Addendum: This article in New York magazine reminded me that Ann Cooper’s previous job was at an expensive private school. So maybe it is another case of trickle-down after all.

Is Sugar Fattening?

In 1987, Dr. Israel Ramirez, a researcher at the Monell Chemical Senses Institute, whose research led to the theory behind the Shangri-La Diet, questioned the prevailing assumption that sugar causes obesity in humans. Rat experiments did not support such a simple idea, he pointed out.

The most recent issue of the American Journal of Clinical Nutrition has a review article that agrees with Ramirez (but, alas, does not cite him). Now there is clinical evidence that Ramirez was right. From the abstract:

Numerous clinical studies have shown that sugar-containing liquids, when consumed in place of usual meals, can lead to a significant and sustained weight loss

Maybe the Shangri-La Diet isn’t so crazy.

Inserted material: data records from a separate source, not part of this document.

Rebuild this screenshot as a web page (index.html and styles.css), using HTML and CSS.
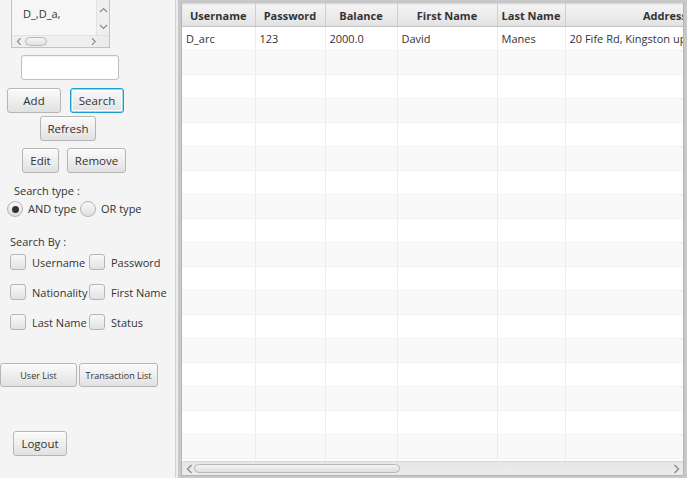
FILE: index.html
```html
<!DOCTYPE html>
<html>
<head>
<meta charset="utf-8">
<link rel="stylesheet" href="styles.css">
</head>
<body>
<div class="app">
  <aside class="left">
    <div class="listbox">
      <div class="list-main">
        <div class="list-cells"><div class="list-cell">D_,D_a,</div></div>
        <div class="vbar">
          <svg class="arrow" width="9" height="6" viewBox="0 0 9 6"><path d="M1 5 L4.5 1.5 L8 5" fill="none" stroke="#8a8a8a" stroke-width="1.2"/></svg>
          <svg class="arrow" width="9" height="6" viewBox="0 0 9 6"><path d="M1 1 L4.5 4.5 L8 1" fill="none" stroke="#8a8a8a" stroke-width="1.2"/></svg>
        </div>
      </div>
      <div class="hbar-small">
        <svg width="6" height="9" viewBox="0 0 6 9"><path d="M5 1 L1.5 4.5 L5 8" fill="none" stroke="#8a8a8a" stroke-width="1.2"/></svg>
        <div class="thumb-small"></div>
        <svg class="right-arrow" width="6" height="9" viewBox="0 0 6 9"><path d="M1 1 L4.5 4.5 L1 8" fill="none" stroke="#8a8a8a" stroke-width="1.2"/></svg>
        <div class="corner"></div>
      </div>
    </div>

    <input class="field" type="text">

    <div class="row r-addsearch">
      <button class="btn b-add">Add</button>
      <button class="btn b-search focused">Search</button>
    </div>
    <div class="row r-refresh">
      <button class="btn b-refresh">Refresh</button>
    </div>
    <div class="row r-edit">
      <button class="btn b-edit">Edit</button>
      <button class="btn b-remove">Remove</button>
    </div>

    <div class="label l-stype">Search type :</div>
    <div class="row r-radio">
      <div class="radio-item ri-and"><span class="radio on"></span><span>AND type</span></div>
      <div class="radio-item"><span class="radio"></span><span>OR type</span></div>
    </div>

    <div class="label l-sby">Search By :</div>
    <div class="checks">
      <div class="chk"><span class="box"></span><span>Username</span></div>
      <div class="chk"><span class="box"></span><span>Password</span></div>
      <div class="chk"><span class="box"></span><span>Nationality</span></div>
      <div class="chk"><span class="box"></span><span>First Name</span></div>
      <div class="chk"><span class="box"></span><span>Last Name</span></div>
      <div class="chk"><span class="box"></span><span>Status</span></div>
    </div>

    <div class="row r-lists">
      <button class="btn small b-user">User List</button>
      <button class="btn small b-trans">Transaction List</button>
    </div>
    <div class="row r-logout">
      <button class="btn b-logout">Logout</button>
    </div>
  </aside>

  <div class="divider"></div>

  <main class="right">
    <div class="tablebox">
      <div class="viewport">
        <table class="grid">
          <colgroup>
            <col class="c1"><col class="c2"><col class="c3"><col class="c4"><col class="c5"><col class="c6">
          </colgroup>
          <thead>
            <tr><th>Username</th><th>Password</th><th>Balance</th><th>First Name</th><th>Last Name</th><th>Address</th></tr>
          </thead>
          <tbody>
            <tr><td>D_arc</td><td>123</td><td>2000.0</td><td>David</td><td>Manes</td><td>20 Fife Rd, Kingston upon Thames</td></tr>
            <tr><td></td><td></td><td></td><td></td><td></td><td></td></tr>
            <tr><td></td><td></td><td></td><td></td><td></td><td></td></tr>
            <tr><td></td><td></td><td></td><td></td><td></td><td></td></tr>
            <tr><td></td><td></td><td></td><td></td><td></td><td></td></tr>
            <tr><td></td><td></td><td></td><td></td><td></td><td></td></tr>
            <tr><td></td><td></td><td></td><td></td><td></td><td></td></tr>
            <tr><td></td><td></td><td></td><td></td><td></td><td></td></tr>
            <tr><td></td><td></td><td></td><td></td><td></td><td></td></tr>
            <tr><td></td><td></td><td></td><td></td><td></td><td></td></tr>
            <tr><td></td><td></td><td></td><td></td><td></td><td></td></tr>
            <tr><td></td><td></td><td></td><td></td><td></td><td></td></tr>
            <tr><td></td><td></td><td></td><td></td><td></td><td></td></tr>
            <tr><td></td><td></td><td></td><td></td><td></td><td></td></tr>
            <tr><td></td><td></td><td></td><td></td><td></td><td></td></tr>
            <tr><td></td><td></td><td></td><td></td><td></td><td></td></tr>
            <tr><td></td><td></td><td></td><td></td><td></td><td></td></tr>
            <tr><td></td><td></td><td></td><td></td><td></td><td></td></tr>
            <tr><td></td><td></td><td></td><td></td><td></td><td></td></tr>
          </tbody>
        </table>
      </div>
      <div class="hbar">
        <svg width="7" height="10" viewBox="0 0 7 10"><path d="M5.5 1 L1.5 5 L5.5 9" fill="none" stroke="#8a8a8a" stroke-width="1.3"/></svg>
        <div class="thumb"></div>
        <svg class="right-arrow" width="7" height="10" viewBox="0 0 7 10"><path d="M1.5 1 L5.5 5 L1.5 9" fill="none" stroke="#8a8a8a" stroke-width="1.3"/></svg>
      </div>
    </div>
  </main>
</div>
</body>
</html>
```

FILE: styles.css
```css
* { box-sizing: border-box; }
html, body {
  margin: 0;
  padding: 0;
  width: 687px;
  height: 478px;
  overflow: hidden;
  background: #f4f4f4;
  font-family: "Open Sans", "Noto Sans", "Liberation Sans", sans-serif;
  font-size: 11px;
  color: #333;
}
.app {
  display: flex;
  height: 478px;
}
.left {
  width: 176px;
  flex: none;
  border-right: 1px solid #d2d2d2;
  background: #f4f4f4;
  display: flex;
  flex-direction: column;
  align-items: flex-start;
  overflow: hidden;
}
.divider {
  width: 2px;
  flex: none;
  background: #ececec;
}
.right {
  flex: 1;
  min-width: 0;
  background: #c8c8c8;
  padding: 3px 3px 2px 3px;
  display: flex;
}
.tablebox {
  flex: 1;
  min-width: 0;
  border: 1px solid #b4b4b4;
  border-top: 0;
  background: #fff;
  display: flex;
  flex-direction: column;
  overflow: hidden;
}
.viewport {
  flex: 1;
  overflow: hidden;
}
.grid {
  border-collapse: collapse;
  table-layout: fixed;
  width: 583px;
}
.c1 { width: 73px; }
.c2 { width: 70px; }
.c3 { width: 72px; }
.c4 { width: 100px; }
.c5 { width: 68px; }
.c6 { width: 200px; }
.grid th {
  height: 23px;
  padding: 0 4px;
  font-weight: bold;
  color: #333;
  background: linear-gradient(#f4f4f4, #e2e2e2);
  border-right: 1px solid #cfcfcf;
  border-bottom: 1px solid #c4c4c4;
  border-top: 1px solid #dcdcdc;
  text-align: center;
  white-space: nowrap;
  overflow: hidden;
}
.grid td {
  height: 24px;
  padding: 0 4px;
  border-right: 1px solid #ececec;
  border-bottom: 1px solid #f0f0f0;
  white-space: nowrap;
  overflow: hidden;
  text-overflow: ellipsis;
  color: #333;
}
.grid tbody tr:nth-child(even) td { background: #f9f9f9; }
.grid tbody tr:nth-child(odd) td { background: #fff; }

.hbar {
  flex: none;
  height: 14px;
  background: linear-gradient(#e6e6e6, #ececec);
  border-top: 1px solid #d6d6d6;
  display: flex;
  align-items: center;
  padding: 0 3px 0 4px;
}
.thumb {
  margin-left: 1px;
  width: 206px;
  height: 9px;
  border: 1px solid #b8b8b8;
  border-radius: 5px;
  background: linear-gradient(#f4f4f4, #dedede);
}
.right-arrow { margin-left: auto; }

/* list box */
.listbox {
  margin-top: -4px;
  margin-left: 11px;
  width: 99px;
  height: 52px;
  border: 1px solid #c2c2c2;
  background: #f6f6f6;
  display: flex;
  flex-direction: column;
}
.list-main {
  flex: 1;
  display: flex;
}
.list-cells {
  flex: 1;
  padding-top: 9px;
}
.list-cell {
  padding-left: 11px;
  height: 16px;
  line-height: 16px;
  color: #333;
}
.vbar {
  width: 13px;
  background: #efefef;
  border-left: 1px solid #e2e2e2;
  display: flex;
  flex-direction: column;
  align-items: center;
  justify-content: space-between;
  padding: 10px 0 5px;
}
.hbar-small {
  height: 12px;
  flex: none;
  background: #efefef;
  border-top: 1px solid #e2e2e2;
  display: flex;
  align-items: center;
  padding-left: 4px;
}
.thumb-small {
  margin-left: 3px;
  width: 24px;
  height: 9px;
  border: 1px solid #b8b8b8;
  border-radius: 5px;
  background: linear-gradient(#f6f6f6, #e0e0e0);
}
.hbar-small .right-arrow { margin-left: 44px; }
.corner {
  margin-left: auto;
  width: 13px;
  height: 11px;
  background: #ececec;
}

.field {
  margin-top: 7px;
  margin-left: 21px;
  width: 98px;
  height: 25px;
  border: 1px solid #c0c0c0;
  border-radius: 3px;
  background: #fff;
  box-shadow: inset 0 1px 1px rgba(0,0,0,0.05);
  outline: none;
  padding: 0 6px;
}

.row { display: flex; }
.btn {
  font-family: inherit;
  font-size: 11.5px;
  color: #333;
  height: 25px;
  border: 1px solid #b5b5b5;
  border-radius: 3px;
  background: linear-gradient(#fbfbfb, #e1e1e1);
  padding: 0;
  margin: 0;
  box-shadow: inset 0 1px 0 #fff;
  white-space: nowrap;
}
.btn.focused {
  border: 1px solid #1a9ed6;
  box-shadow: inset 0 0 0 1px #9fd6ef, inset 0 0 0 2px #fff;
}
.btn.small { font-size: 9px; height: 24px; }

.r-addsearch { margin-top: 8px; }
.b-add { margin-left: 7px; width: 54px; }
.b-search { margin-left: 9px; width: 54px; }
.r-refresh { margin-top: 3px; }
.b-refresh { margin-left: 40px; width: 56px; }
.r-edit { margin-top: 7px; }
.b-edit { margin-left: 22px; width: 37px; }
.b-remove { margin-left: 8px; width: 59px; }

.label { height: 16px; line-height: 16px; }
.l-stype { margin-top: 10px; margin-left: 14px; }
.r-radio { margin-top: 2px; margin-left: 7px; height: 16px; align-items: center; }
.radio-item { display: flex; align-items: center; gap: 5px; line-height: 16px; white-space: nowrap; }
.ri-and { width: 73px; }
.radio {
  width: 16px;
  height: 16px;
  border-radius: 50%;
  border: 1px solid #b5b5b5;
  background: linear-gradient(#f8f8f8, #e0e0e0);
  display: flex;
  align-items: center;
  justify-content: center;
  flex: none;
}
.radio.on::after {
  content: "";
  width: 7px;
  height: 7px;
  border-radius: 50%;
  background: #333;
}

.l-sby { margin-top: 17px; margin-left: 10px; }
.checks {
  margin-top: 4px;
  margin-left: 10px;
  display: grid;
  grid-template-columns: 79px auto;
  row-gap: 14px;
}
.chk {
  display: flex;
  align-items: center;
  gap: 6px;
  height: 16px;
  white-space: nowrap;
}
.box {
  width: 16px;
  height: 16px;
  flex: none;
  border: 1px solid #b5b5b5;
  border-radius: 3px;
  background: linear-gradient(#f8f8f8, #e2e2e2);
}

.r-lists { margin-top: 33px; }
.b-user { margin-left: 0; width: 77px; }
.b-trans { margin-left: 2px; width: 79px; }
.r-logout { margin-top: 44px; }
.b-logout { margin-left: 13px; width: 54px; }
```
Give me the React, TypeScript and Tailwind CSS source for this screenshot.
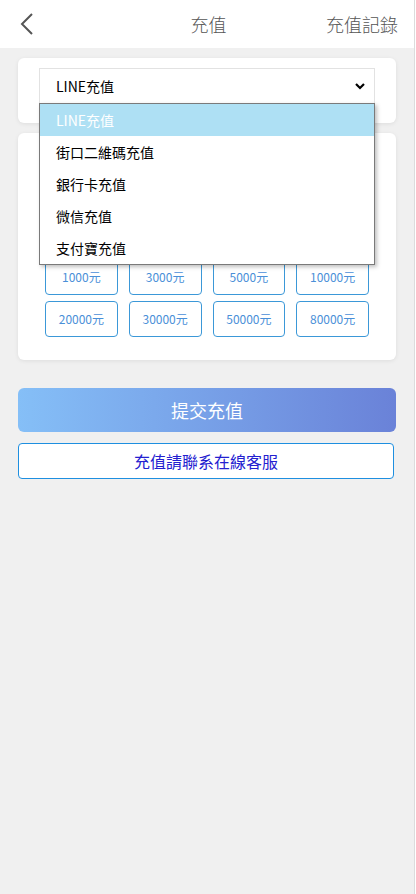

How To Do Experiments That Generate Ideas

A few days ago a graduate student in economics asked me what I thought of behavioral economics. On the positive side, I said, some of the phenomena are impressive. For example, the endowment effect, which is so strong I would demonstrate it in class. On the negative side, none of the researchers use experiments to generate ideas. They don’t merely not do it; they seem unaware of the possibility of doing it. The graduate student wondered how it can be done. I said there were three main ways:

1. Do something extra. Do a little more than necessary so that your experiment tells you about something that isn’t the focus of interest. For example, vary a factor that you think is not important. This is Saul Sternberg’s idea. I did this in my peak-procedure experiments: measured how long rats held down the bar. This was irrelevant to the purpose of the experiments, which was to understand how rats measured time. These measurements greatly surprised me. For years, I misunderstood them. Eventually they led to a new line of research about the control of variability.

2. Measure a function, not a point. Ask how your treatment changes a whole function, not just this or that numerical measure. This is what I did in my peak procedure experiments: The experiments generated for every condition an entire function showing response rate as a function of time. I saw how treatments changed the entire function. This talk describes some of the new ideas this led to.

3. Make your experiment easy and fast. The easier and faster it is, the more you can do it in lots of variations. Our ignorance of behavior being great, some fraction of these are likely to generate unexpected – and therefore inspiring — results. This is one reason self-experimentation is good for generating ideas: It is easy and fast.

I am not aware of any other written answers to this question, strangely enough.